◆ DATA BLOCK ◆
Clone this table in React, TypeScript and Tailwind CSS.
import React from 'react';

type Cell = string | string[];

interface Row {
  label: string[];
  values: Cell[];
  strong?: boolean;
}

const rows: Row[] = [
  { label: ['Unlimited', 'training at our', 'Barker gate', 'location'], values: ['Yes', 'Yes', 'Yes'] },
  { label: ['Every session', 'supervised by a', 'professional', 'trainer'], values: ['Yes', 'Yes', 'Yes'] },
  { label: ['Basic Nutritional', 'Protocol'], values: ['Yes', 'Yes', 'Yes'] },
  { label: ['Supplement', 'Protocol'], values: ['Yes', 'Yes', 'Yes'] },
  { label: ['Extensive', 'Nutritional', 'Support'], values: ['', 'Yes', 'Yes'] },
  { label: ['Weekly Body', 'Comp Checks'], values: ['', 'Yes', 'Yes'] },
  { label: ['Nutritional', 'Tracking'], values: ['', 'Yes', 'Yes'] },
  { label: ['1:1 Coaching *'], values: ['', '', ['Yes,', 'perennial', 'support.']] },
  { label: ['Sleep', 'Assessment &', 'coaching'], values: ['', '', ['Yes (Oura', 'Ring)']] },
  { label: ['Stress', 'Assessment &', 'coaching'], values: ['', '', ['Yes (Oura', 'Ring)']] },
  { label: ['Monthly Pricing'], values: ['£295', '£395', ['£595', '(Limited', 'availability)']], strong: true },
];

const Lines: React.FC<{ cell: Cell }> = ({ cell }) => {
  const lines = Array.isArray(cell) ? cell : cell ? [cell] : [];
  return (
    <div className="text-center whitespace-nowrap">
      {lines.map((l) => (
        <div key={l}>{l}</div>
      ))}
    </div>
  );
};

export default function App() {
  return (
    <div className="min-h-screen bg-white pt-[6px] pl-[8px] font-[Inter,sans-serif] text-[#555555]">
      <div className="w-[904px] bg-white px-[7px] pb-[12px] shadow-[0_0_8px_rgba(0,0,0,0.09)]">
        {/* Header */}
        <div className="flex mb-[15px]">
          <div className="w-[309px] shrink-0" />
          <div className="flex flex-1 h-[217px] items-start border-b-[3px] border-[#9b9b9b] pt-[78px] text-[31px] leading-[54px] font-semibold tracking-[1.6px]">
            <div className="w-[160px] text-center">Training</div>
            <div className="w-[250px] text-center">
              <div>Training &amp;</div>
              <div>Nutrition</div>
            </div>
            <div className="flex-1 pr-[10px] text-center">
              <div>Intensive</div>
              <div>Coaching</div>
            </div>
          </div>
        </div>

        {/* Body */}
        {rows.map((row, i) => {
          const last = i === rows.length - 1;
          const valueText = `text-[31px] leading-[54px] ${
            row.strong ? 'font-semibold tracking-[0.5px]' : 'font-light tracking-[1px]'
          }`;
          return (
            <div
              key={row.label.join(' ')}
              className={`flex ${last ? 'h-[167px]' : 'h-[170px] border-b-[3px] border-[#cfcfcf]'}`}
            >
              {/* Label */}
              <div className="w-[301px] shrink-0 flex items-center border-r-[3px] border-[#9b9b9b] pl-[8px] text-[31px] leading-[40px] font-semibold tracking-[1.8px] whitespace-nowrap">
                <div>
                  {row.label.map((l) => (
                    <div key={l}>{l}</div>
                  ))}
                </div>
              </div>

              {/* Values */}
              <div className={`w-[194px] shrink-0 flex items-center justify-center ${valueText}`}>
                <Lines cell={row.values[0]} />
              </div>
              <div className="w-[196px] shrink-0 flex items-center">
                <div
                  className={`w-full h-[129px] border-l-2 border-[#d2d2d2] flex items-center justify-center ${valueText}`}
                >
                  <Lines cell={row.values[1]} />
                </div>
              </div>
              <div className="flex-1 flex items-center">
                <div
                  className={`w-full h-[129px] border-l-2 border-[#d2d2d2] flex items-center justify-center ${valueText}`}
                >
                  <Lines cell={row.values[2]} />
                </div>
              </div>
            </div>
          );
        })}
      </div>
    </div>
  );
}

◆ WHAT THE TASK ASKS ◆
Copy down the whole of the data above, matching it exactly.

◆ REPLY TO THE TASK ◆
Clone this table in React, TypeScript and Tailwind CSS.
import React from 'react';

type Cell = string | string[];

interface Row {
  label: string[];
  values: Cell[];
  strong?: boolean;
}

const rows: Row[] = [
  { label: ['Unlimited', 'training at our', 'Barker gate', 'location'], values: ['Yes', 'Yes', 'Yes'] },
  { label: ['Every session', 'supervised by a', 'professional', 'trainer'], values: ['Yes', 'Yes', 'Yes'] },
  { label: ['Basic Nutritional', 'Protocol'], values: ['Yes', 'Yes', 'Yes'] },
  { label: ['Supplement', 'Protocol'], values: ['Yes', 'Yes', 'Yes'] },
  { label: ['Extensive', 'Nutritional', 'Support'], values: ['', 'Yes', 'Yes'] },
  { label: ['Weekly Body', 'Comp Checks'], values: ['', 'Yes', 'Yes'] },
  { label: ['Nutritional', 'Tracking'], values: ['', 'Yes', 'Yes'] },
  { label: ['1:1 Coaching *'], values: ['', '', ['Yes,', 'perennial', 'support.']] },
  { label: ['Sleep', 'Assessment &', 'coaching'], values: ['', '', ['Yes (Oura', 'Ring)']] },
  { label: ['Stress', 'Assessment &', 'coaching'], values: ['', '', ['Yes (Oura', 'Ring)']] },
  { label: ['Monthly Pricing'], values: ['£295', '£395', ['£595', '(Limited', 'availability)']], strong: true },
];

const Lines: React.FC<{ cell: Cell }> = ({ cell }) => {
  const lines = Array.isArray(cell) ? cell : cell ? [cell] : [];
  return (
    <div className="text-center whitespace-nowrap">
      {lines.map((l) => (
        <div key={l}>{l}</div>
      ))}
    </div>
  );
};

export default function App() {
  return (
    <div className="min-h-screen bg-white pt-[6px] pl-[8px] font-[Inter,sans-serif] text-[#555555]">
      <div className="w-[904px] bg-white px-[7px] pb-[12px] shadow-[0_0_8px_rgba(0,0,0,0.09)]">
        {/* Header */}
        <div className="flex mb-[15px]">
          <div className="w-[309px] shrink-0" />
          <div className="flex flex-1 h-[217px] items-start border-b-[3px] border-[#9b9b9b] pt-[78px] text-[31px] leading-[54px] font-semibold tracking-[1.6px]">
            <div className="w-[160px] text-center">Training</div>
            <div className="w-[250px] text-center">
              <div>Training &amp;</div>
              <div>Nutrition</div>
            </div>
            <div className="flex-1 pr-[10px] text-center">
              <div>Intensive</div>
              <div>Coaching</div>
            </div>
          </div>
        </div>

        {/* Body */}
        {rows.map((row, i) => {
          const last = i === rows.length - 1;
          const valueText = `text-[31px] leading-[54px] ${
            row.strong ? 'font-semibold tracking-[0.5px]' : 'font-light tracking-[1px]'
          }`;
          return (
            <div
              key={row.label.join(' ')}
              className={`flex ${last ? 'h-[167px]' : 'h-[170px] border-b-[3px] border-[#cfcfcf]'}`}
            >
              {/* Label */}
              <div className="w-[301px] shrink-0 flex items-center border-r-[3px] border-[#9b9b9b] pl-[8px] text-[31px] leading-[40px] font-semibold tracking-[1.8px] whitespace-nowrap">
                <div>
                  {row.label.map((l) => (
                    <div key={l}>{l}</div>
                  ))}
                </div>
              </div>

              {/* Values */}
              <div className={`w-[194px] shrink-0 flex items-center justify-center ${valueText}`}>
                <Lines cell={row.values[0]} />
              </div>
              <div className="w-[196px] shrink-0 flex items-center">
                <div
                  className={`w-full h-[129px] border-l-2 border-[#d2d2d2] flex items-center justify-center ${valueText}`}
                >
                  <Lines cell={row.values[1]} />
                </div>
              </div>
              <div className="flex-1 flex items-center">
                <div
                  className={`w-full h-[129px] border-l-2 border-[#d2d2d2] flex items-center justify-center ${valueText}`}
                >
                  <Lines cell={row.values[2]} />
                </div>
              </div>
            </div>
          );
        })}
      </div>
    </div>
  );
}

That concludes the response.